Your goal: Produce word for word the lines of the data below running from the one that has "Clone this screenshot" to the one that has "string; width: string;", inclusive, and no others.

Provided data:
· · ·

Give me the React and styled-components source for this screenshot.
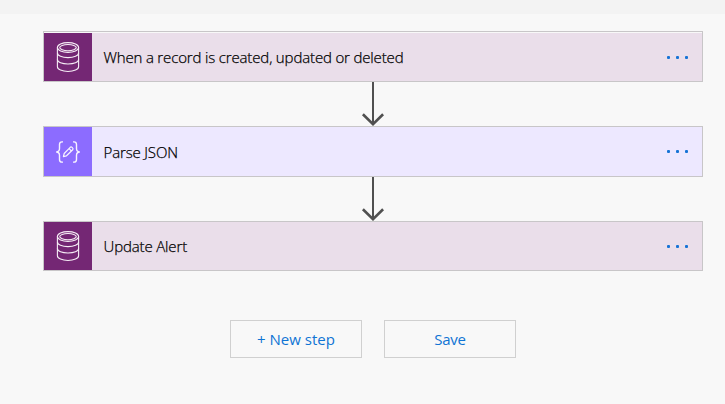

· · ·

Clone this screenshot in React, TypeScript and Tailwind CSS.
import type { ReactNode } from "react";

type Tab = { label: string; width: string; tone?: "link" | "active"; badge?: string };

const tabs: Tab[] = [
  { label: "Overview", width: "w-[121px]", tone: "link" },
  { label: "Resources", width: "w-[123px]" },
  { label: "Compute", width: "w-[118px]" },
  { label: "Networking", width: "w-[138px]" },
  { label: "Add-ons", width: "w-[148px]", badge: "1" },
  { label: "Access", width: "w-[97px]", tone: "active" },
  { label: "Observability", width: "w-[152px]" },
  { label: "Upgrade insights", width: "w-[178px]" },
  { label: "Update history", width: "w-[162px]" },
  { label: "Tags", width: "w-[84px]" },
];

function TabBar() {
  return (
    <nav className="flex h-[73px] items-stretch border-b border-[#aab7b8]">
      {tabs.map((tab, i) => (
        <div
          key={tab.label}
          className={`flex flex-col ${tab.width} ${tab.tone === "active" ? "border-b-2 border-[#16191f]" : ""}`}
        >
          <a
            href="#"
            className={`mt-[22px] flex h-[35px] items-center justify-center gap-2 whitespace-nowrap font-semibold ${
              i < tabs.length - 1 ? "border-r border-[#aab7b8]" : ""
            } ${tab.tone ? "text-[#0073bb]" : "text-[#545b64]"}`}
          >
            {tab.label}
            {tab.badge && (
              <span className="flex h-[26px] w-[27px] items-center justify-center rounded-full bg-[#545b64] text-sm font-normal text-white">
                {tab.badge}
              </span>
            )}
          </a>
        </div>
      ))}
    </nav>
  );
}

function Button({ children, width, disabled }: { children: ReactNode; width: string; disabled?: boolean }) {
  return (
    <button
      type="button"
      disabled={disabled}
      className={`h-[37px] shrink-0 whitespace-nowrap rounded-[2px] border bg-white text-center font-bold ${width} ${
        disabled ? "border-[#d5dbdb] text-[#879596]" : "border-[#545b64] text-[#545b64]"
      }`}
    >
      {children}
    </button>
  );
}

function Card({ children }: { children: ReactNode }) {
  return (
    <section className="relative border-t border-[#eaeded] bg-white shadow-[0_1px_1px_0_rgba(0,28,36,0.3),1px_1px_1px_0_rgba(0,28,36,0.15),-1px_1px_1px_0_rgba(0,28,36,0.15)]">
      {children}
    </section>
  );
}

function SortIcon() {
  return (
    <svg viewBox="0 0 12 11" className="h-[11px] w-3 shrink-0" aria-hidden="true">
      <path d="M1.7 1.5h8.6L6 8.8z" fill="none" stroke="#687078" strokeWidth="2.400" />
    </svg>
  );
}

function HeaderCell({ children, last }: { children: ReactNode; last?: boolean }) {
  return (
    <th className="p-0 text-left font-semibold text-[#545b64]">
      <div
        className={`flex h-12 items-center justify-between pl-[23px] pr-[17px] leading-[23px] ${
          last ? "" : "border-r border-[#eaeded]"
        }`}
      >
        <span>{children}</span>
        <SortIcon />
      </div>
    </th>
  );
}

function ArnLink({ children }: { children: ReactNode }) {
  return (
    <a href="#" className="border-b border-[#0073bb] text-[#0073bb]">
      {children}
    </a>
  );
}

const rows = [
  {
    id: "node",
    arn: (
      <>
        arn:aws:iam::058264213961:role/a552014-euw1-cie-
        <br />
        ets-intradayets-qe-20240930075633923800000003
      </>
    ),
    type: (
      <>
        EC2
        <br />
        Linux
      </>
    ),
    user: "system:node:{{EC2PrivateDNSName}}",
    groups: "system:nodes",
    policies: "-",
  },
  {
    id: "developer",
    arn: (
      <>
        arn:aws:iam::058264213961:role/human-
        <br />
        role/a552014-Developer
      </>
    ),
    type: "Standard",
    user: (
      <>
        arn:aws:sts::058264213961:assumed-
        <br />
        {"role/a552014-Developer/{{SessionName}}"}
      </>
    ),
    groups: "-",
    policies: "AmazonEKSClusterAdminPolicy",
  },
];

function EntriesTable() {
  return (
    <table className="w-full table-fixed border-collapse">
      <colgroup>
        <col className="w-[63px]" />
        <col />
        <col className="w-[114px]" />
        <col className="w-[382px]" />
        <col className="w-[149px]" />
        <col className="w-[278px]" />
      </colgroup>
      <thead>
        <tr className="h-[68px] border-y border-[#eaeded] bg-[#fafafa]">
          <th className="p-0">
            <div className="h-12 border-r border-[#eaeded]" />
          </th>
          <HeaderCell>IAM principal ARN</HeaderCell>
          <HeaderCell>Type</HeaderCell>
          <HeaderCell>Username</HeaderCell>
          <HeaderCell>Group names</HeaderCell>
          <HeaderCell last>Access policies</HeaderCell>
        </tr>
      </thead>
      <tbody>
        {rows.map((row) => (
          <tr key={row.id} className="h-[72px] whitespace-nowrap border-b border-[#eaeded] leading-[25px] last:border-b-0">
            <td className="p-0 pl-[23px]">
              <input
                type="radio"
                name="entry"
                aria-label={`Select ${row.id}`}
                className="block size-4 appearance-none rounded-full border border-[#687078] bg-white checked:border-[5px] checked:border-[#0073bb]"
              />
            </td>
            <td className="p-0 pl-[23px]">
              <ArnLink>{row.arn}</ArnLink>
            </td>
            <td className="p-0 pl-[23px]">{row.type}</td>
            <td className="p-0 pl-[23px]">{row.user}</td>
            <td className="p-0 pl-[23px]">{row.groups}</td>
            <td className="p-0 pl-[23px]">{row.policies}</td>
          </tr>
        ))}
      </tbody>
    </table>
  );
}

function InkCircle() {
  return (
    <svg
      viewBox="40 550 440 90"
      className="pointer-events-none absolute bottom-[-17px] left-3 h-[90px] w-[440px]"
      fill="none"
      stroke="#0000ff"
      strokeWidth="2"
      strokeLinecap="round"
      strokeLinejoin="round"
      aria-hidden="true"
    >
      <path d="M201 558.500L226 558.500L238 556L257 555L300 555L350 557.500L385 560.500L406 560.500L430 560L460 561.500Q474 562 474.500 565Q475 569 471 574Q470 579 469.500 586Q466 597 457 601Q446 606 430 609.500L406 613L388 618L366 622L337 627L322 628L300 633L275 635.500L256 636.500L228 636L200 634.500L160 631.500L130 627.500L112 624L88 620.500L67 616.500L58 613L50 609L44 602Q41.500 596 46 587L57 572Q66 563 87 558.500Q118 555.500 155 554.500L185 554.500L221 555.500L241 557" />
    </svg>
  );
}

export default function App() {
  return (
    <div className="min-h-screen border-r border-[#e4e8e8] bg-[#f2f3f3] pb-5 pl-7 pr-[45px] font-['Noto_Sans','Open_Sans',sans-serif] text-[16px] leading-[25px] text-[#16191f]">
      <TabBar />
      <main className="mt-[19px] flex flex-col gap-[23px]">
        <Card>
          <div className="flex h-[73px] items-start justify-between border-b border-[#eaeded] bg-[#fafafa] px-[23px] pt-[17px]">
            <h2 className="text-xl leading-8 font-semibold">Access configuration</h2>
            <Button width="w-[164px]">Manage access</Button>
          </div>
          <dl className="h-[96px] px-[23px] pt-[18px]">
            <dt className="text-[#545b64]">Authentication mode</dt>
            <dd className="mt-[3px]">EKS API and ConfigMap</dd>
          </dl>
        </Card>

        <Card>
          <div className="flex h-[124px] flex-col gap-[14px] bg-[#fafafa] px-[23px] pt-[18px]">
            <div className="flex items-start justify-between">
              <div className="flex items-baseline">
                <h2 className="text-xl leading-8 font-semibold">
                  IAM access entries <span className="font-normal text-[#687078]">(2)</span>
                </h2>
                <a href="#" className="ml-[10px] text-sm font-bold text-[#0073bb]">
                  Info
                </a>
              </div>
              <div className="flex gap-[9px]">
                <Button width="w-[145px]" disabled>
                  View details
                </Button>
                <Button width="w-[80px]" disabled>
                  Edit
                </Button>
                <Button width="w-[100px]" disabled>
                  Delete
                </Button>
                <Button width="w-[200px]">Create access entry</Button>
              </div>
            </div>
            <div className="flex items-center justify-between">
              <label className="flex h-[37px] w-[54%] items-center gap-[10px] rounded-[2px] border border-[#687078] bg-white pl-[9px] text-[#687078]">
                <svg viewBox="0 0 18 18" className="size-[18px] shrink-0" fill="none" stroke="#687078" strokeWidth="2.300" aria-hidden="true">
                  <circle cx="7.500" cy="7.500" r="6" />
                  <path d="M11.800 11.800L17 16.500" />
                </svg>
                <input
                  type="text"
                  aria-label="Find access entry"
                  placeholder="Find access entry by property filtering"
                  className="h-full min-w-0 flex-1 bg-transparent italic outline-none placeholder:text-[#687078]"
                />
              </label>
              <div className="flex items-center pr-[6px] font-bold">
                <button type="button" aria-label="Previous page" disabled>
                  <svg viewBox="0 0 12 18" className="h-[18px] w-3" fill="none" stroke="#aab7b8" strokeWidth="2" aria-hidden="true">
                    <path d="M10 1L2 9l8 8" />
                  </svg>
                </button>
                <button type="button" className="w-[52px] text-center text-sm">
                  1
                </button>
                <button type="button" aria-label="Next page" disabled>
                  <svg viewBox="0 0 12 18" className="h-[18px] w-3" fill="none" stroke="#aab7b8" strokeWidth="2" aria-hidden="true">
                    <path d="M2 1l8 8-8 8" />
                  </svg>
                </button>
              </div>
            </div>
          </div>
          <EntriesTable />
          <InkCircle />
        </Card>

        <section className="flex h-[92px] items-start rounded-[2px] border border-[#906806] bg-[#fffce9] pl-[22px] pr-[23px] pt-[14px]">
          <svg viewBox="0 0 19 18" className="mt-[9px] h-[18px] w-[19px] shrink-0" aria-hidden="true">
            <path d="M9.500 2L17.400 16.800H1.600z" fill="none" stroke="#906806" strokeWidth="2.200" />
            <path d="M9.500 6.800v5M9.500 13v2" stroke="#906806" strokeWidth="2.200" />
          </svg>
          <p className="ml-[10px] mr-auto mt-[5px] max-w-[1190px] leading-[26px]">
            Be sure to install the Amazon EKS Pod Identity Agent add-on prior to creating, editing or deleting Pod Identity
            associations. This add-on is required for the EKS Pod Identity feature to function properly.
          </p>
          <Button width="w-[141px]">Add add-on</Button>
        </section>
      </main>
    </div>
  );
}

· · ·

Written reply:
Clone this screenshot in React, TypeScript and Tailwind CSS.
import type { ReactNode } from "react";

type Tab = { label: string; width: string; tone?: "link" | "active"; badge?: string };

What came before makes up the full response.